Tobias Wolff
Notre histoire commence
Bourgois
Les États-Unis, disait Godard dans Éloge de l’amour, sont le seul pays qui n’ait pas de nom propre, et c’est pour cela que les Américains ont besoin des histoires des autres peuples. Il est vrai qu’ils semblent souvent ne présenter sur les écrans que les traits lisses des héros de Friends. Les nouvelles de Tobias Wolff savent au contraire rendre à des individus américains leur personnalité, et donc leur capacité à être les protagonistes de leurs propres histoires. Chacune des dix nouvelles récentes qui composent Notre histoire commence est classiquement centrée autour d’un personnage et d’une péripétie. Mais cette dernière n’épuise pas l’intérêt de la narration, qui s’achève généralement par un retour au point de départ et ne « raconte » donc rien. Le personnage lui-même ne se réduit pas, contrairement à ce que propose la quasi-totalité de la fiction contemporaine, à un inventaire de qualités. Il est introduit dans le mouvement de son action, ce qui permet également à l’auteur de ne pas assommer le lecteur avec le sempiternel imparfait de description ou d’habitude de la première phrase.
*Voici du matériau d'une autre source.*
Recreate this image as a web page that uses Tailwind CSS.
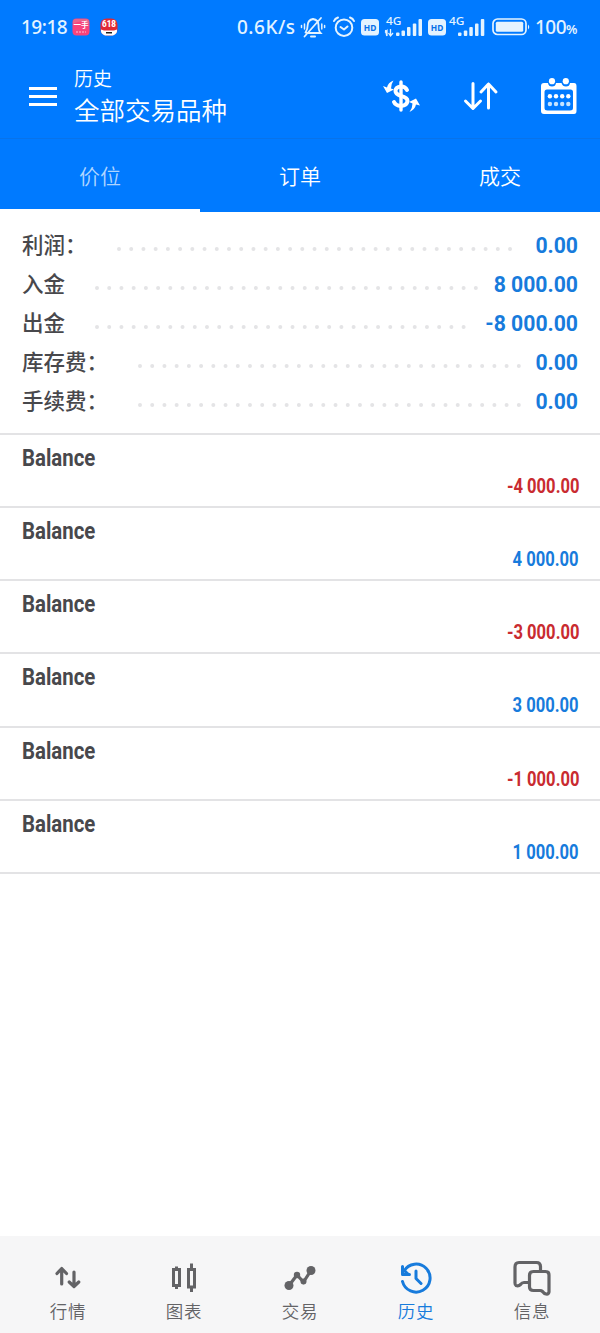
<!DOCTYPE html>
<html lang="zh-CN">
<head>
<meta charset="utf-8">
<title>历史</title>
<script src="https://cdn.jsdelivr.net/npm/@tailwindcss/browser@4"></script>
</head>
<body class="w-[600px] h-[1333px] bg-white overflow-hidden flex flex-col font-['Roboto','Noto_Sans_CJK_SC',sans-serif]">
<header class="bg-[#007aff] text-white h-[212px] shrink-0 flex flex-col">
  <div class="h-[54px] flex items-center pl-[21px] text-[#e4f3ff] font-['Noto_Sans',sans-serif] font-medium text-[19px] leading-none whitespace-nowrap">
    <span class="w-[51px] tracking-[-0.5px]">19:18</span>
    <svg class="shrink-0 w-[18px] h-[18px]" viewBox="0 0 18 18"><rect x=".5" y=".5" width="17" height="17" rx="4" fill="#f8437c"/><path d="M1 4Q1 1 4 1H14Q17 1 17 4V6Q8 1 1 6Z" fill="#e8648c"/><text x="1.5" y="10" font-size="7.500" font-weight="700" fill="#fff" font-family="Noto Sans CJK SC">一手</text><path d="M4 14H14" stroke="#ffc0d4" stroke-dasharray="2 1"/></svg>
    <svg class="shrink-0 ml-[10px] w-[18px] h-[18px]" viewBox="0 0 18 18"><rect x=".5" y=".5" width="17" height="17" rx="6" fill="#e02a35"/><text x="2" y="9.300" font-size="9" font-weight="800" fill="#fff" font-family="Roboto" textLength="14" lengthAdjust="spacingAndGlyphs">618</text><path d="M1 11.500L4 12.500H14L17 11.500Q17.500 16 13 17.500H5Q.5 16 1 11.500Z" fill="#fff"/><path d="M6 14H12V15.500H6Z" fill="#222"/></svg>
    <span class="ml-[119px] w-[63px] tracking-[0.5px]">0.6K/s</span>
    <svg class="shrink-0 w-[26px] h-[24px]" viewBox="0 0 26 24" fill="none" stroke="#e4f3ff" stroke-width="1.8" stroke-linecap="round"><path d="M7 18H20.5Q18.500 16 18.500 10Q18.500 5 13 4Q8 5 7.700 10Q7.700 14.500 5.500 17.500M4.500 21.500L21 3"/><path d="M11 21.500H15" stroke-width="2"/><path d="M4.500 9V14M1.500 10.500V12.500M21.800 9V14M24.600 10.500V12.500" stroke-width="1.5"/></svg>
    <svg class="shrink-0 ml-[6px] w-[24px] h-[24px]" viewBox="0 0 24 24" fill="none" stroke="#e4f3ff" stroke-width="2" stroke-linecap="round" stroke-linejoin="round"><circle cx="12" cy="12.700" r="8.300"/><path d="M8.500 12L12 14.500L15.500 11.500M2 6Q3 3.500 6 2.500M18 2.500Q21 3.500 22 6"/></svg>
    <svg class="shrink-0 ml-[5px] w-[18px] h-[17px]" viewBox="0 0 18 17"><rect width="18" height="16.500" rx="3.500" fill="#e4f3ff"/><text x="2.800" y="11.600" font-size="9" font-weight="700" fill="#0870e8" font-family="Noto Sans" textLength="12.500" lengthAdjust="spacingAndGlyphs">HD</text></svg>
    <svg class="shrink-0 ml-[6px] w-[38px] h-[26px] overflow-visible" viewBox="0 -1 38 26" fill="#e4f3ff"><text x="1" y="9.800" font-size="11.500" font-family="Noto Sans" textLength="15.500" lengthAdjust="spacingAndGlyphs">4G</text><path d="M.5 15L1.800 21M0 17.500L2 15.500V21M5.500 14V20.500M3.500 18L5.500 21L8 18" fill="none" stroke="#e4f3ff" stroke-width="1.300"/><rect x="11" y="17.500" width="3.500" height="3.500" rx="1"/><rect x="16.500" y="15.500" width="3.500" height="5.500" rx="1"/><rect x="22" y="12" width="3.500" height="9" rx="1"/><rect x="27.800" y="8.500" width="3.500" height="12.500" rx="1"/><rect x="33.500" y="4" width="3.500" height="17" rx="1"/></svg>
    <svg class="shrink-0 ml-[5px] w-[18px] h-[17px]" viewBox="0 0 18 17"><rect width="18" height="16.500" rx="3.500" fill="#e4f3ff"/><text x="2.800" y="11.600" font-size="9" font-weight="700" fill="#0870e8" font-family="Noto Sans" textLength="12.500" lengthAdjust="spacingAndGlyphs">HD</text></svg>
    <svg class="shrink-0 ml-[3px] w-[38px] h-[26px] overflow-visible" viewBox="0 -1 38 26" fill="#e4f3ff"><text x="0" y="9.800" font-size="11.500" font-family="Noto Sans" textLength="15.500" lengthAdjust="spacingAndGlyphs">4G</text><rect x="9" y="17.500" width="3.500" height="3.500" rx="1"/><rect x="14.800" y="15.500" width="3.500" height="5.500" rx="1"/><rect x="20.300" y="12" width="3.500" height="9" rx="1"/><rect x="26" y="8.500" width="3.500" height="12.500" rx="1"/><rect x="31.800" y="4" width="3.500" height="17" rx="1"/></svg>
    <svg class="shrink-0 ml-[5px] w-[39px] h-[18px]" viewBox="0 0 39 18"><rect x="1" y="1" width="33" height="15.500" rx="4.500" fill="none" stroke="#e4f3ff" stroke-width="1.700"/><rect x="3.800" y="3.800" width="27.400" height="9.900" rx="1.500" fill="#e4f3ff"/><path d="M36 6.500Q38.500 9 36 11.500Z" fill="#e4f3ff"/></svg>
    <span class="ml-[4px] tracking-[-0.5px]">100<span class="text-[13px] font-semibold">%</span></span>
  </div>
  <div class="h-[85px] flex items-center border-b border-[#0873ea]">
    <svg class="shrink-0 ml-[29px] mt-px w-[28px] h-[20px]" viewBox="0 0 28 20"><path d="M0 1.500H28M0 9.500H28M0 17.500H28" stroke="#fff" stroke-width="3"/></svg>
    <div class="ml-[17px] mt-px flex flex-col w-[309px] font-[350]">
      <span class="text-[19px] leading-[28px]">历史</span>
      <span class="text-[25.500px] leading-[34px]">全部交易品种</span>
    </div>
    <svg class="shrink-0 w-[37px] h-[34px]" viewBox="0 0 37 34" fill="none" stroke="#fff" stroke-width="4" stroke-linecap="round"><path d="M18 3V31" stroke-width="3.400"/><path d="M24 11Q22.500 7.500 18 7.500Q12.500 8 12.500 12Q12.500 15 18 17Q24.500 18.500 24.500 22Q24 26.500 18 27Q12.500 26.500 11 23"/><path d="M10.500 1.500Q5 3.500 4 8.500L0 7L4 14L11 10.500L8 9.500Q8 5 10.500 1.500ZM26.500 33Q32 30.500 33 25.500L37 26.500L33 19.500L26 23L29.500 24.500Q29.500 29 26.500 33Z" fill="#fff" stroke="none"/></svg>
    <svg class="shrink-0 ml-[43px] w-[36px] h-[30px]" viewBox="0 0 36 30" fill="none" stroke="#fff" stroke-width="3" stroke-linecap="round" stroke-linejoin="round"><path d="M10 2.500V27M2.500 20L10 27.500L17.500 20M25.500 27V3M18 11L25.500 3L33 11"/></svg>
    <svg class="shrink-0 ml-[42px] -mt-px w-[36px] h-[36px] overflow-visible" viewBox="0 0 36 36"><path fill="#fff" fill-rule="evenodd" d="M3 5H7Q7.500 8.500 11 8.500Q14.500 8.500 15 5H20.500Q21.500 8.500 25 8.500Q28.500 8.500 29 5H33Q35.500 5 35.500 8V33Q35.500 36 33 36H3Q0 36 0 33V8Q0 5 3 5ZM6 11.500Q3.500 11.500 3.500 14V30Q3.500 32.500 6.500 32.500H29Q32 32.500 32 30V14Q32 11.500 29.500 11.500Z"/><g fill="#fff"><circle cx="11" cy="3.200" r="3.100"/><circle cx="24.800" cy="3.200" r="3.100"/><circle cx="8.900" cy="18.200" r="2.200"/><circle cx="15" cy="18.200" r="2.200"/><circle cx="21.200" cy="18.200" r="2.200"/><circle cx="27.300" cy="18.200" r="2.200"/></g><g fill="#c5e4ff"><circle cx="8.900" cy="26" r="2.200"/><circle cx="15" cy="26" r="2.200"/><circle cx="21.200" cy="26" r="2.200"/><circle cx="27.300" cy="26" r="2.200"/></g></svg>
  </div>
  <nav class="h-[73px] grid grid-cols-3 text-[21px] font-[350] text-center leading-[76px]">
    <span class="h-[73px] border-b-[3px] border-white text-[#b0d5ff]">价位</span><span class="h-[73px]">订单</span><span class="h-[73px]">成交</span>
  </nav>
</header>
<section class="h-[222.500px] shrink-0 pt-[14px] pl-[22px] pr-[22px] border-b-2 border-[#e3e3e5] text-[21.500px] font-medium text-[#48484c]">
  <div class="h-[39px] flex items-center"><span class="w-[95px] mt-px">利润：</span><svg class="mt-[7px] w-[400px] h-[4px]"><path d="M2 2H396" stroke="#e4e4e6" stroke-width="4" stroke-linecap="round" stroke-dasharray="0 12.220"/></svg><b class="ml-auto text-[21.200px] font-bold text-[#177bdc]">0.00</b></div>
  <div class="h-[39px] flex items-center"><span class="w-[73px] mt-px">入金</span><svg class="mt-[7px] w-[384px] h-[4px]"><path d="M2 2H383" stroke="#e4e4e6" stroke-width="4" stroke-linecap="round" stroke-dasharray="0 12.220"/></svg><b class="ml-auto text-[21.200px] font-bold text-[#177bdc]">8 000.00</b></div>
  <div class="h-[39px] flex items-center"><span class="w-[73px] mt-px">出金</span><svg class="mt-[7px] w-[372px] h-[4px]"><path d="M2 2H370" stroke="#e4e4e6" stroke-width="4" stroke-linecap="round" stroke-dasharray="0 12.220"/></svg><b class="ml-auto text-[21.200px] font-bold text-[#177bdc]">-8 000.00</b></div>
  <div class="h-[39px] flex items-center"><span class="w-[116px] mt-px">库存费：</span><svg class="mt-[7px] w-[384px] h-[4px]"><path d="M2 2H383" stroke="#e4e4e6" stroke-width="4" stroke-linecap="round" stroke-dasharray="0 12.220"/></svg><b class="ml-auto text-[21.200px] font-bold text-[#177bdc]">0.00</b></div>
  <div class="h-[39px] flex items-center"><span class="w-[116px] mt-px">手续费：</span><svg class="mt-[7px] w-[384px] h-[4px]"><path d="M2 2H383" stroke="#e4e4e6" stroke-width="4" stroke-linecap="round" stroke-dasharray="0 12.220"/></svg><b class="ml-auto text-[21.200px] font-bold text-[#177bdc]">0.00</b></div>
</section>
<main class="grow font-bold">
  <div class="h-[73.330px] border-b-2 border-[#e3e3e5] pl-[22px] pr-[21px] pt-[8px] flex flex-col"><span class="h-[28px] self-start origin-left scale-x-[.84] text-[24.300px] leading-[30px] text-[#48484c]">Balance</span><span class="self-end origin-right scale-x-[.83] text-[20px] leading-[31px] text-[#c92b30]">-4 000.00</span></div>
  <div class="h-[73.330px] border-b-2 border-[#e3e3e5] pl-[22px] pr-[21px] pt-[8px] flex flex-col"><span class="h-[28px] self-start origin-left scale-x-[.84] text-[24.300px] leading-[30px] text-[#48484c]">Balance</span><span class="self-end origin-right scale-x-[.83] text-[20px] leading-[31px] text-[#177bdc]">4 000.00</span></div>
  <div class="h-[73.330px] border-b-2 border-[#e3e3e5] pl-[22px] pr-[21px] pt-[8px] flex flex-col"><span class="h-[28px] self-start origin-left scale-x-[.84] text-[24.300px] leading-[30px] text-[#48484c]">Balance</span><span class="self-end origin-right scale-x-[.83] text-[20px] leading-[31px] text-[#c92b30]">-3 000.00</span></div>
  <div class="h-[73.330px] border-b-2 border-[#e3e3e5] pl-[22px] pr-[21px] pt-[8px] flex flex-col"><span class="h-[28px] self-start origin-left scale-x-[.84] text-[24.300px] leading-[30px] text-[#48484c]">Balance</span><span class="self-end origin-right scale-x-[.83] text-[20px] leading-[31px] text-[#177bdc]">3 000.00</span></div>
  <div class="h-[73.330px] border-b-2 border-[#e3e3e5] pl-[22px] pr-[21px] pt-[8px] flex flex-col"><span class="h-[28px] self-start origin-left scale-x-[.84] text-[24.300px] leading-[30px] text-[#48484c]">Balance</span><span class="self-end origin-right scale-x-[.83] text-[20px] leading-[31px] text-[#c92b30]">-1 000.00</span></div>
  <div class="h-[73.330px] border-b-2 border-[#e3e3e5] pl-[22px] pr-[21px] pt-[8px] flex flex-col"><span class="h-[28px] self-start origin-left scale-x-[.84] text-[24.300px] leading-[30px] text-[#48484c]">Balance</span><span class="self-end origin-right scale-x-[.83] text-[20px] leading-[31px] text-[#177bdc]">1 000.00</span></div>
</main>
<footer class="h-[97px] shrink-0 bg-[#f6f6f7] px-[10px] pt-[22px] grid grid-cols-5 text-[17.500px] tracking-[0.8px] font-[350] leading-[28px] text-[#636366]">
  <div class="flex flex-col items-center"><svg class="w-[40px] h-[40px]" viewBox="0 0 40 40" fill="none" stroke="#636366" stroke-width="3.200" stroke-linecap="round" stroke-linejoin="round"><path d="M13.700 26V11M9 15.500L13.700 10.500L18.500 15.500M26 14V28M21.200 24L26 28.500L30.800 24"/></svg><span>行情</span></div>
  <div class="flex flex-col items-center"><svg class="w-[40px] h-[40px]" viewBox="0 0 40 40" fill="none" stroke="#636366" stroke-width="3"><path d="M9.500 11.500H15.500V27.500H9.500ZM12.500 8.500V11.500M12.500 27.500V31M24.500 11.500H30.500V29H24.500ZM27.500 5.500V11.500M27.500 29V34"/></svg><span>图表</span></div>
  <div class="flex flex-col items-center"><svg class="w-[40px] h-[40px]" viewBox="0 0 40 40"><path d="M9 27.500L17 17L23.500 24L31 12.500" fill="none" stroke="#636366" stroke-width="3.200"/><g fill="#636366"><circle cx="9" cy="27.500" r="4.500"/><circle cx="17" cy="17" r="3.200"/><circle cx="23.500" cy="23.500" r="3"/><circle cx="31" cy="12.500" r="4.500"/></g></svg><span>交易</span></div>
  <div class="flex flex-col items-center text-[#177bdc]"><svg class="w-[40px] h-[40px]" viewBox="0 0 40 40" fill="none" stroke="#177bdc" stroke-width="3" stroke-linecap="round" stroke-linejoin="round"><path d="M6.500 23.500A14 14 0 1 0 8 13M6.500 8.500V16.500H13.500M6.500 11L12 16M20 13V20.500L25 25.500"/></svg><span>历史</span></div>
  <div class="flex flex-col items-center"><svg class="w-[40px] h-[40px]" viewBox="0 0 40 40" fill="none" stroke="#636366" stroke-width="3.200" stroke-linejoin="round" stroke-linecap="round"><path d="M16 24.500H12Q10 24.500 8.500 26.500Q6.500 28.500 4 27.500Q3 27 3 25V9Q3 4.500 7 4.500H24.500Q28.500 4.500 28.500 8.500V13"/><path d="M21.500 13.500H33.500Q37 13.500 37 17V34Q36.500 36.500 34 36Q32 35.500 30.500 33.500Q29.500 32.500 28 32.500H21.500Q17.500 32.500 17.500 29V17.500Q17.500 13.500 21.500 13.500Z"/></svg><span>信息</span></div>
</footer>
</body>
</html>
L’événement qui survient révèle simplement chez le personnage une fêlure, une lézarde (pour reprendre Michaël Ferrier) qui lui donne la possibilité de participer à son environnement. Ainsi cette professeure sortie un peu soûle d’un bar, rejointe dans sa voiture par le père d’un élève musulman qui la conduit de force dans un chemin écarté afin de la forcer à améliorer une note. Sous le coup de l’angoisse et de l’ivresse, cette femme un peu misérable exprime calmement son mépris des « hommes ignorants qui prennent leurs ordres auprès de Dieu ». C’est ce moment où elle a baissé la garde qui la constitue en personne, comme dans un apologue taoïste.